### WHAT THE TASK ASKS
Copy everything in the data below exactly except the pictures.

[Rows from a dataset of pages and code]
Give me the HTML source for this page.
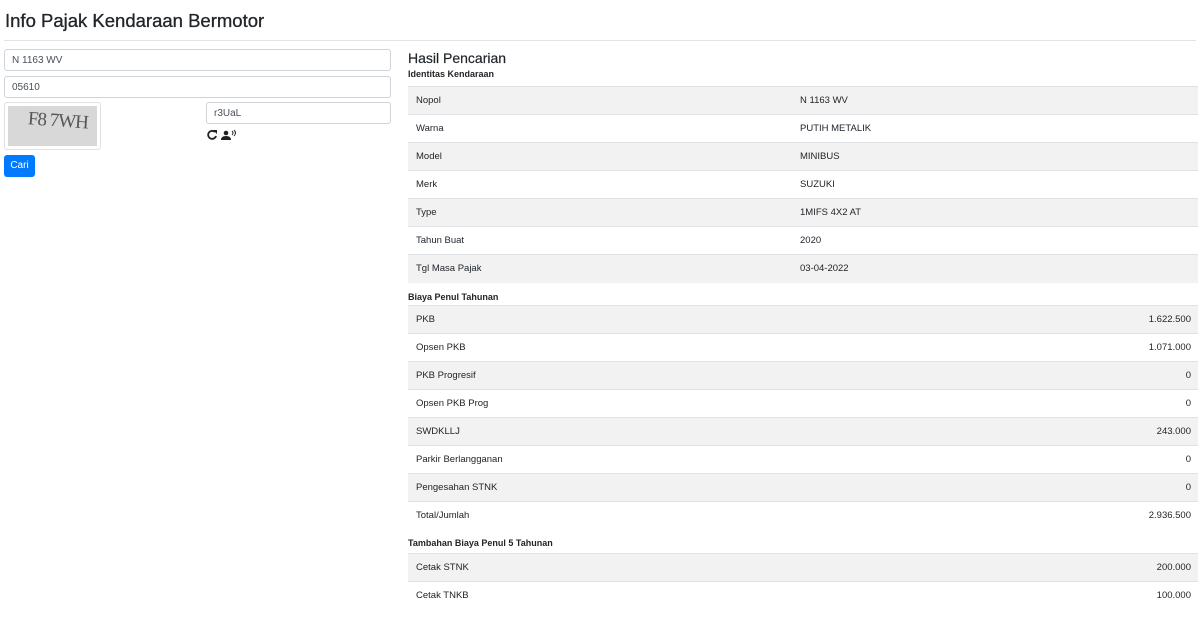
<!DOCTYPE html>
<html><head><meta charset="utf-8"><style>
*{box-sizing:border-box}
body{margin:0;font-family:"Liberation Sans",sans-serif;color:#212529;background:#fff;font-size:10px;overflow:hidden}
h1{font-size:18.5px;font-weight:500;margin:0;position:absolute;left:5px;top:10px;-webkit-text-stroke:0.3px #212529}
.hr{position:absolute;left:4px;right:4px;top:40px;border-top:1px solid #e3e3e3}
.in{position:absolute;border:1px solid #ced4da;border-radius:3px;height:22px;padding:5px 7px;font-size:10px;color:#495057}
.cap{position:absolute;left:4px;top:102px;width:97px;height:48px;border:1px solid #dee2e6;border-radius:3px;padding:3px}
.cap div{width:100%;height:100%;background:#d8d8d8;overflow:hidden}
.cap span{display:block;font-family:"Liberation Serif",serif;font-size:19px;color:#555;padding:4px 0 0 20px;letter-spacing:-1px;transform:rotate(4deg)}
.btn{position:absolute;left:4px;top:155px;width:31px;height:22px;background:#007bff;border-radius:3px;color:#fff;font-size:10px;text-align:center;line-height:22px}
.right{position:absolute;left:408px;top:50px;width:790px}
h2{font-size:14px;font-weight:500;margin:0 0 3px;-webkit-text-stroke:0.2px #212529}
h6{font-size:9px;font-weight:700;margin:0;height:17px}
table{width:100%;border-collapse:collapse;margin-bottom:9px}
td{height:28px;border-top:1px solid #dee2e6;padding:0 8px;font-size:9.5px;vertical-align:middle}
tr:nth-child(odd) td{background:#f2f2f2}
td.r{text-align:right;padding-right:7px}
</style></head><body>
<h1>Info Pajak Kendaraan Bermotor</h1>
<div class="hr"></div>
<div class="in" style="left:4px;top:49px;width:387px">N 1163 WV</div>
<div class="in" style="left:4px;top:76px;width:387px">05610</div>
<div class="cap"><div><span>F8 7WH</span></div></div>
<div class="in" style="left:206px;top:102px;width:185px">r3UaL</div>
<svg style="position:absolute;left:207px;top:129px" width="32" height="12" viewBox="0 0 32 12"><path d="M8 3A4 4 0 1 0 9 7" fill="none" stroke="#222" stroke-width="1.8"/><path d="M6 1h4v4z" fill="#222"/><circle cx="19" cy="4" r="2.3" fill="#222"/><path d="M14 11q0-4 5-4t5 4z" fill="#222"/><path d="M25 2q2 2 0 4M27 1q3 3 0 6" fill="none" stroke="#222" stroke-width="1"/></svg>
<div class="btn">Cari</div>
<div class="right">
<h2>Hasil Pencarian</h2>
<h6>Identitas Kendaraan</h6>
<table>
<tr><td style="width:384px">Nopol</td><td>N 1163 WV</td></tr>
<tr><td>Warna</td><td>PUTIH METALIK</td></tr>
<tr><td>Model</td><td>MINIBUS</td></tr>
<tr><td>Merk</td><td>SUZUKI</td></tr>
<tr><td>Type</td><td>1MIFS 4X2 AT</td></tr>
<tr><td>Tahun Buat</td><td>2020</td></tr>
<tr><td>Tgl Masa Pajak</td><td>03-04-2022</td></tr>
</table>
<h6 style="height:13px">Biaya Penul Tahunan</h6>
<table>
<tr><td>PKB</td><td class="r">1.622.500</td></tr>
<tr><td>Opsen PKB</td><td class="r">1.071.000</td></tr>
<tr><td>PKB Progresif</td><td class="r">0</td></tr>
<tr><td>Opsen PKB Prog</td><td class="r">0</td></tr>
<tr><td>SWDKLLJ</td><td class="r">243.000</td></tr>
<tr><td>Parkir Berlangganan</td><td class="r">0</td></tr>
<tr><td>Pengesahan STNK</td><td class="r">0</td></tr>
<tr><td>Total/Jumlah</td><td class="r">2.936.500</td></tr>
</table>
<h6 style="height:15px">Tambahan Biaya Penul 5 Tahunan</h6>
<table>
<tr><td>Cetak STNK</td><td class="r">200.000</td></tr>
<tr><td>Cetak TNKB</td><td class="r">100.000</td></tr>
</table>
</div>
</body></html>
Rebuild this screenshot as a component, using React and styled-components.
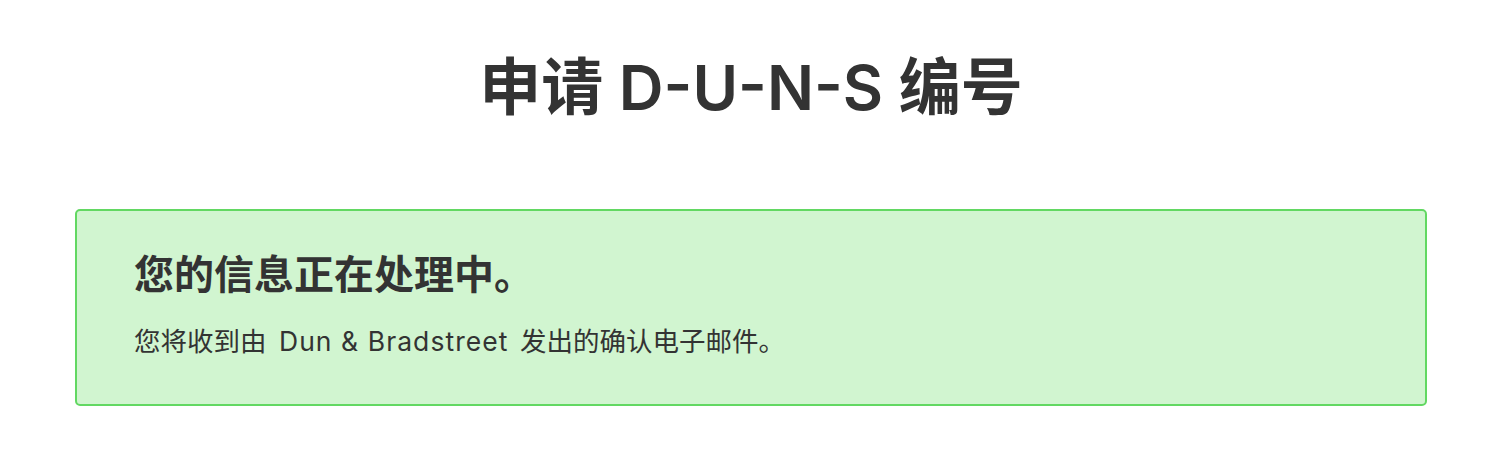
import React from 'react';
import styled, { createGlobalStyle } from 'styled-components';

const GlobalStyle = createGlobalStyle`
    html, body {
        margin : 0;
        padding : 0;
        background : #ffffff;
    }
    body {
        font-family : Inter, "Noto Sans CJK SC", sans-serif;
        color : #333333;
    }
`;

const Page = styled.div`
    display : flex;
    flex-direction : column;
    padding : 49px 73px 0 75px;
`;

const Title = styled.h1`
    margin : 0 0 83px 0;
    text-align : center;
    font-size : 62px;
    line-height : 77px;
    font-weight : 600;
    color : #333333;
`;

const Alert = styled.div`
    display : flex;
    flex-direction : column;
    gap : 23px;
    padding : 40px 57px 43px 57px;
    background : #d1f5d0;
    border : 2px solid #62d862;
    border-radius : 5px;
`;

const AlertHeading = styled.h3`
    margin : 0;
    font-size : 40px;
    line-height : 48px;
    font-weight : 700;
    color : #333333;
`;

const AlertText = styled.p`
    margin : 0;
    font-size : 26.5px;
    line-height : 39px;
    font-weight : 400;
    color : #333333;
`;

const Brand = styled.span`
    padding : 0 4px 0 5px;
    letter-spacing : 0.04em;
`;

export default function App() {
    return (
        <>
            <GlobalStyle />
            <Page>
                <Title>申请 D-U-N-S 编号</Title>
                <Alert>
                    <AlertHeading>您的信息正在处理中。</AlertHeading>
                    <AlertText>您将收到由 <Brand>Dun &amp; Bradstreet</Brand> 发出的确认电子邮件。</AlertText>
                </Alert>
            </Page>
        </>
    );
}
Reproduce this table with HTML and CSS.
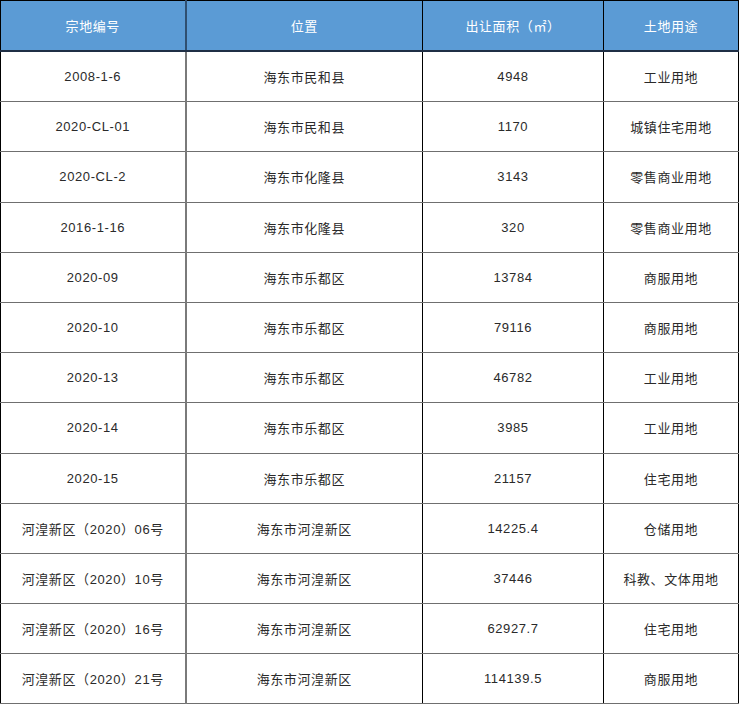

### FINISHED EXERCISE
Give me the HTML source for this page.
<!DOCTYPE html>
<html><head><meta charset="utf-8"><style>
*{box-sizing:border-box}
body{margin:0;font-family:"Liberation Sans",sans-serif;color:#212529;background:#fff;font-size:10px;overflow:hidden}
h1{font-size:18.5px;font-weight:500;margin:0;position:absolute;left:5px;top:10px;-webkit-text-stroke:0.3px #212529}
.hr{position:absolute;left:4px;right:4px;top:40px;border-top:1px solid #e3e3e3}
.in{position:absolute;border:1px solid #ced4da;border-radius:3px;height:22px;padding:5px 7px;font-size:10px;color:#495057}
.cap{position:absolute;left:4px;top:102px;width:97px;height:48px;border:1px solid #dee2e6;border-radius:3px;padding:3px}
.cap div{width:100%;height:100%;background:#d8d8d8;overflow:hidden}
.cap span{display:block;font-family:"Liberation Serif",serif;font-size:19px;color:#555;padding:4px 0 0 20px;letter-spacing:-1px;transform:rotate(4deg)}
.btn{position:absolute;left:4px;top:155px;width:31px;height:22px;background:#007bff;border-radius:3px;color:#fff;font-size:10px;text-align:center;line-height:22px}
.right{position:absolute;left:408px;top:50px;width:790px}
h2{font-size:14px;font-weight:500;margin:0 0 3px;-webkit-text-stroke:0.2px #212529}
h6{font-size:9px;font-weight:700;margin:0;height:17px}
table{width:100%;border-collapse:collapse;margin-bottom:9px}
td{height:28px;border-top:1px solid #dee2e6;padding:0 8px;font-size:9.5px;vertical-align:middle}
tr:nth-child(odd) td{background:#f2f2f2}
td.r{text-align:right;padding-right:7px}
</style></head><body>
<h1>Info Pajak Kendaraan Bermotor</h1>
<div class="hr"></div>
<div class="in" style="left:4px;top:49px;width:387px">N 1163 WV</div>
<div class="in" style="left:4px;top:76px;width:387px">05610</div>
<div class="cap"><div><span>F8 7WH</span></div></div>
<div class="in" style="left:206px;top:102px;width:185px">r3UaL</div>
<svg style="position:absolute;left:207px;top:129px" width="32" height="12" viewBox="0 0 32 12"><path d="M8 3A4 4 0 1 0 9 7" fill="none" stroke="#222" stroke-width="1.8"/><path d="M6 1h4v4z" fill="#222"/><circle cx="19" cy="4" r="2.3" fill="#222"/><path d="M14 11q0-4 5-4t5 4z" fill="#222"/><path d="M25 2q2 2 0 4M27 1q3 3 0 6" fill="none" stroke="#222" stroke-width="1"/></svg>
<div class="btn">Cari</div>
<div class="right">
<h2>Hasil Pencarian</h2>
<h6>Identitas Kendaraan</h6>
<table>
<tr><td style="width:384px">Nopol</td><td>N 1163 WV</td></tr>
<tr><td>Warna</td><td>PUTIH METALIK</td></tr>
<tr><td>Model</td><td>MINIBUS</td></tr>
<tr><td>Merk</td><td>SUZUKI</td></tr>
<tr><td>Type</td><td>1MIFS 4X2 AT</td></tr>
<tr><td>Tahun Buat</td><td>2020</td></tr>
<tr><td>Tgl Masa Pajak</td><td>03-04-2022</td></tr>
</table>
<h6 style="height:13px">Biaya Penul Tahunan</h6>
<table>
<tr><td>PKB</td><td class="r">1.622.500</td></tr>
<tr><td>Opsen PKB</td><td class="r">1.071.000</td></tr>
<tr><td>PKB Progresif</td><td class="r">0</td></tr>
<tr><td>Opsen PKB Prog</td><td class="r">0</td></tr>
<tr><td>SWDKLLJ</td><td class="r">243.000</td></tr>
<tr><td>Parkir Berlangganan</td><td class="r">0</td></tr>
<tr><td>Pengesahan STNK</td><td class="r">0</td></tr>
<tr><td>Total/Jumlah</td><td class="r">2.936.500</td></tr>
</table>
<h6 style="height:15px">Tambahan Biaya Penul 5 Tahunan</h6>
<table>
<tr><td>Cetak STNK</td><td class="r">200.000</td></tr>
<tr><td>Cetak TNKB</td><td class="r">100.000</td></tr>
</table>
</div>
</body></html>
Rebuild this screenshot as a component, using React and styled-components.
import React from 'react';
import styled, { createGlobalStyle } from 'styled-components';

const GlobalStyle = createGlobalStyle`
    html, body {
        margin : 0;
        padding : 0;
        background : #ffffff;
    }
    body {
        font-family : Inter, "Noto Sans CJK SC", sans-serif;
        color : #333333;
    }
`;

const Page = styled.div`
    display : flex;
    flex-direction : column;
    padding : 49px 73px 0 75px;
`;

const Title = styled.h1`
    margin : 0 0 83px 0;
    text-align : center;
    font-size : 62px;
    line-height : 77px;
    font-weight : 600;
    color : #333333;
`;

const Alert = styled.div`
    display : flex;
    flex-direction : column;
    gap : 23px;
    padding : 40px 57px 43px 57px;
    background : #d1f5d0;
    border : 2px solid #62d862;
    border-radius : 5px;
`;

const AlertHeading = styled.h3`
    margin : 0;
    font-size : 40px;
    line-height : 48px;
    font-weight : 700;
    color : #333333;
`;

const AlertText = styled.p`
    margin : 0;
    font-size : 26.5px;
    line-height : 39px;
    font-weight : 400;
    color : #333333;
`;

const Brand = styled.span`
    padding : 0 4px 0 5px;
    letter-spacing : 0.04em;
`;

export default function App() {
    return (
        <>
            <GlobalStyle />
            <Page>
                <Title>申请 D-U-N-S 编号</Title>
                <Alert>
                    <AlertHeading>您的信息正在处理中。</AlertHeading>
                    <AlertText>您将收到由 <Brand>Dun &amp; Bradstreet</Brand> 发出的确认电子邮件。</AlertText>
                </Alert>
            </Page>
        </>
    );
}
Reproduce this table with HTML and CSS.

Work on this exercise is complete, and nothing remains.